News and information from the Petaluma Wetlands Alliance.

Shollenberger Heron/Egret Colony Doomed

Postby Petaluma Wetlands Alliance » Mon Dec 10, 2012 7:01 pm

The eucalyptus trees that house the Shollenberger Heron/Egret Colony will be chopped down "prior to February 15, 2013" according to the Sonoma County Transportation Authority (Staff Report of November 19, 2012). The report states that "The Caltrans led environmental process has determined that the removal of these trees is not a significant impact..." As part of the narrows project, Caltrans will construct a Petaluma Blvd. South Interchange, and Caltrans believes that the trees are too close to the area where this contruction will start in early 2013.

The February 15 date is important as the generally accepted period of active heron and egret nesting is from February 15 to September 1. Federal and state laws ban distruance of migratory bird nests during the active season, however, nesting trees may be removed during the balance of the year. The State Department of Fish and Game told Caltrans that they would have to stop construction in that area if there were active nesting, which Caltrans claims would cost millions of dollars in delays.

During the 2003-2012 history of this colony, the following healthy young birds were raised:

Great Egret - 366
Snowy Egret - 33
Great Blue Heron - 25

Total - 424

This is according to reports submitted by Petalauma Wetland Alliance docents to the Cypress Grove Research Center, Audubon Canyon Ranch, which tracks colony activity in the greater Bay Area.

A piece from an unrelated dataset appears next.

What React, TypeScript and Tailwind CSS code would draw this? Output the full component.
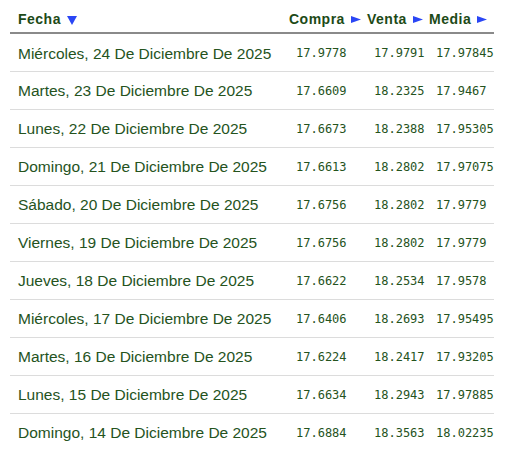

The PWA and local emvironmental groups have asked for mitigation for the loss but Caltrans states there is no legal case for mitigation. There is another colony about one mile away near Ellis Creek, adjacent to the Petaluma Wastewater Holding Ponds off Lakeville Highway but access is not allowed for the public to view that colony, whereas the Shollenberger Colony can easily be watched from the trail at Shollenberger Park near the viewing platform. Caltrans hopes that herons/egrets looking for the Shollenberger Colony and finding it gone will go to the Ellis Creek colony and set up housekeeping there in the future.